Zu den Problemen der Stadt gehört auch die Wohnungsnot, klassisches Konfliktfeld zwischen Grünen auf der einen, SPD und Linkspartei auf der anderen Seite …
Ich sehe den Konflikt nicht. Die Vereinbarung gilt: Wir wollen 10.000 Wohnungen schaffen in der Legislaturperiode. Wir haben auch das Ziel, die dafür notwendigen Flächen bereitzustellen. Das ist schwerer geworden ohne Rennbahnbebauung. Aber wir halten daran fest. Das ist die Auffassung der Grünen, der Linken und der SPD. Da sehe ich keine grundsätzlichen Divergenzen.

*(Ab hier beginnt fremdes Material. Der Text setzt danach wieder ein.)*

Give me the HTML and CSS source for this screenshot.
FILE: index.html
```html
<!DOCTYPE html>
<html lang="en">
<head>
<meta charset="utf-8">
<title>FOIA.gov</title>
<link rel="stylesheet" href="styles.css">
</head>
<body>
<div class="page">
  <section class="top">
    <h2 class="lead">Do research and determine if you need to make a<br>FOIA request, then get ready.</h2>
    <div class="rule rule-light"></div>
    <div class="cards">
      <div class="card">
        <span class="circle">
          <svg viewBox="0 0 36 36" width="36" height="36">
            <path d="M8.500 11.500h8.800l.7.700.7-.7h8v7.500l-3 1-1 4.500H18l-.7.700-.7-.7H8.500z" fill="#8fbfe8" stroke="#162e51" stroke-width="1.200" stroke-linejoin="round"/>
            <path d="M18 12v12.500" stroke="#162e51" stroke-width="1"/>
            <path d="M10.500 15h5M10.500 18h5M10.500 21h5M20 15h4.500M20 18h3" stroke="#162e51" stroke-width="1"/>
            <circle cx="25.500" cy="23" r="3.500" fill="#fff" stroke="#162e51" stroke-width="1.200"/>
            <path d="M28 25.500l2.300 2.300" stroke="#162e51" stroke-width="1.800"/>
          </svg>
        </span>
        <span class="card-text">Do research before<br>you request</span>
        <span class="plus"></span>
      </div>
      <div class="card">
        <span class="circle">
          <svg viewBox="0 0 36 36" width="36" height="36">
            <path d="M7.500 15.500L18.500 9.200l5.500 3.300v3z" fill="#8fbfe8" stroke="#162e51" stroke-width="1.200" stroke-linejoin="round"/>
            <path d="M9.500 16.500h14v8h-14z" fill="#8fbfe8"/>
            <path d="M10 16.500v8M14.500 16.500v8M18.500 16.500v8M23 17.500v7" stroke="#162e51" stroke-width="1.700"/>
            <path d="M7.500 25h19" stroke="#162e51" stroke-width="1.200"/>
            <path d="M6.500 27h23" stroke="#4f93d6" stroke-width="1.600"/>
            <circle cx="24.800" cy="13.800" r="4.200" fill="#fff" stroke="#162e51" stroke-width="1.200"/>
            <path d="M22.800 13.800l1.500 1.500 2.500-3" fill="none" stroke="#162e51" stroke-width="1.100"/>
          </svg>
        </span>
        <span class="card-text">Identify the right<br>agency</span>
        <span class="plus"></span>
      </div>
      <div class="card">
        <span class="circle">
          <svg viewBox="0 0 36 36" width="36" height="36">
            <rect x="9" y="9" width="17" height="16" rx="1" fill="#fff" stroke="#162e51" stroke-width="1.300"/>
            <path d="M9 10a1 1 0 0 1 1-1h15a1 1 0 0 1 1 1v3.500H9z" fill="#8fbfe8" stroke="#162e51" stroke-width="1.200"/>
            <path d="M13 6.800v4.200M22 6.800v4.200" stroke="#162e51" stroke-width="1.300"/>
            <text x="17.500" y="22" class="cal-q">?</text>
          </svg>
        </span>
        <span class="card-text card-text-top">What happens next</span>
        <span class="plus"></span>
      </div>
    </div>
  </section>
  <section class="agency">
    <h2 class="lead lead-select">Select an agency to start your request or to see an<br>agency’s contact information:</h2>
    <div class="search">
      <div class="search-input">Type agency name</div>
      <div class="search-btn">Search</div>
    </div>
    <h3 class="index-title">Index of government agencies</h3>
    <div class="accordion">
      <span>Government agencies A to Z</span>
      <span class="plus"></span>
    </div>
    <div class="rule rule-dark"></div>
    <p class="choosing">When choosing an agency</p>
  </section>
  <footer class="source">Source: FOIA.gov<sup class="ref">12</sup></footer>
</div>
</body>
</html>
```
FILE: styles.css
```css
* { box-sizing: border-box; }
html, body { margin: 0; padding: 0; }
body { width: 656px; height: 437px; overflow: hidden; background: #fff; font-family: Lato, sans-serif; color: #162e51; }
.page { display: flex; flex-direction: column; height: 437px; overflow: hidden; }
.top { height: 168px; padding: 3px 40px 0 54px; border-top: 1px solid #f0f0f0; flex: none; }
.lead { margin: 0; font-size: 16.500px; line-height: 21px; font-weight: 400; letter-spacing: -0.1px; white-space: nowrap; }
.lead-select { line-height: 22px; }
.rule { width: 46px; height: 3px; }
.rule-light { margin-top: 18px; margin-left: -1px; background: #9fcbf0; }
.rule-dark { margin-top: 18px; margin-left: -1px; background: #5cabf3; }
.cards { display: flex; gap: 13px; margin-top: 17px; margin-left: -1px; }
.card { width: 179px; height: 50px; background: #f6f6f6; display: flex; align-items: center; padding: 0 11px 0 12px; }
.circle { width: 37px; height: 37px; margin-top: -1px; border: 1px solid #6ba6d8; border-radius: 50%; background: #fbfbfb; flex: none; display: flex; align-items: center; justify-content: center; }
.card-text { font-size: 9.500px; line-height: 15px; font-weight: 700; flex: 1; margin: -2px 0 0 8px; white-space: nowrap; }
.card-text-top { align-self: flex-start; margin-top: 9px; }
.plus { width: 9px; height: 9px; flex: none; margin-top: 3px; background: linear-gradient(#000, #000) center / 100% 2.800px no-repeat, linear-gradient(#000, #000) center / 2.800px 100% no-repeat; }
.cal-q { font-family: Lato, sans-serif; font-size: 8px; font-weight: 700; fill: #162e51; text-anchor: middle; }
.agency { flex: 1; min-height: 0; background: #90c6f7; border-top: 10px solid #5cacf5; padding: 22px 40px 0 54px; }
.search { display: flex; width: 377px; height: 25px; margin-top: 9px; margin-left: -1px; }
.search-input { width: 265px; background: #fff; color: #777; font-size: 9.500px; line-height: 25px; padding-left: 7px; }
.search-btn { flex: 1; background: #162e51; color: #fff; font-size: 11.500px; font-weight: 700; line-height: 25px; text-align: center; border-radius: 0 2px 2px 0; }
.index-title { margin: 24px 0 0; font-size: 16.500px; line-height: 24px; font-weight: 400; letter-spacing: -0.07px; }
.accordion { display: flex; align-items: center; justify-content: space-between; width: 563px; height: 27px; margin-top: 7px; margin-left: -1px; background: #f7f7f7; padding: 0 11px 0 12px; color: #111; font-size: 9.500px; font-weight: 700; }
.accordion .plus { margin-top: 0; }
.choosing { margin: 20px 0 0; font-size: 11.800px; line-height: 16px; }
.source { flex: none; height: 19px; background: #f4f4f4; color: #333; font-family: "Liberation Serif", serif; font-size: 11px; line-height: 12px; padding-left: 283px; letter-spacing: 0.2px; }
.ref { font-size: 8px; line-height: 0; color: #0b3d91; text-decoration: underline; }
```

Mit drei Partnern erhöht sich allerdings der Diskussionsbedarf: Geraten die Senatssitzungen dadurch zu erweiterten Koalitionsverhandlungen?
Nein, das ist nicht so. Man diskutiert im Senat, man diskutiert auch in anderen Zusammenhängen, und jeder der drei Partner ist auch autonom. Das Entscheidende ist aber doch, dass man hinterher in Regierung und Parlament auf einen gemeinsamen Nenner kommt.
Beim Linken-Parteitag gab es schon einen Antrag, die Koalition wieder zu verlassen. Sind Sie erleichtert über den Ausgang?
Nein, wieso sollte ich? Erleichtert hätte ich nur sein können, wenn ich die Gefahr gesehen hätte, dass etwas anderes beschlossen wird. Diese Sorge hatte ich nicht.